Investis des grands privilèges attachés à l’ordre que fonda, en 1429, Philippe le Bon « à la gloire de Dieu, de la sainte Vierge et de saint André, patron de la maison de Bourgogne, » Horn et Egmont se réclamèrent en vain de cette juridiction exceptionnelle. Ils furent jugés et condamnés comme des rebelles vulgaires. Tous les factieux étaient égaux devant Philippe II et devant le duc d’Albe.

Dans le supplice des deux comtes vous remarquerez cependant une dernière concession au rang élevé d’où la fortune ennemie les faisait descendre. Un évêque fut chargé de les assister à leurs derniers momens. Au XVIe siècle, on ne conduisait pas encore à l’échafaud les gentilshommes et les reines en charrette. La mort d’Egmont surtout eut à la fois quelque chose de touchant et de théâtral. Depuis le 1er juin, le sang coulait sur la place du Marché à Bruxelles. Dix-huit gentilshommes étaient déjà tombés sous la hache du bourreau.
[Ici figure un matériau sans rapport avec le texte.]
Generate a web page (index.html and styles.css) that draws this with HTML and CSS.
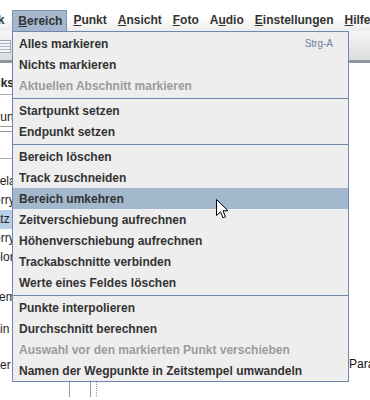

Le 5 juin, les comtes d’Egmont et de Horn payèrent à leur tour la dette fatale que tant d’autres après eux devaient acquitter. Sur une estrade recouverte de drap noir, deux carreaux de velours étaient posés. Une épaisse draperie se déployait en arrière et dissimulait la présence du bourreau. Libre de ses mouvemens, Egmont le premier traverse d’un pas ferme la place au centre de laquelle est dressé l’échafaud. Il gravit les degrés, jette de côté son chapeau orné de plumes blanches, sa robe de damas rouge, son manteau bordé de galons d’or, son collier de chevalier de la Toison, baise le crucifix que lui tend l’évêque d’Ypres, puis, un bonnet de Milan abaissé sur les yeux, la prière aux lèvres, il s’agenouille. Au moment où il prononçait ces dernières paroles : « Seigneur, je remets mon esprit entre tes mains, » l’exécuteur apparut soudain et d’un seul coup lui abattit la tête.

Le comte de Horn ne baisa pas en s’agenouillant le crucifix ; il ne repoussa pas toutefois les secours religieux que lui offrait l’évêque. Il mourut sans faste, sans faiblesse, en homme dégoûté des honneurs et de l’existence, maussadement, s’il est permis de s’exprimer ainsi, a vêtu d’un habit noir très simple et d’un manteau de même couleur. »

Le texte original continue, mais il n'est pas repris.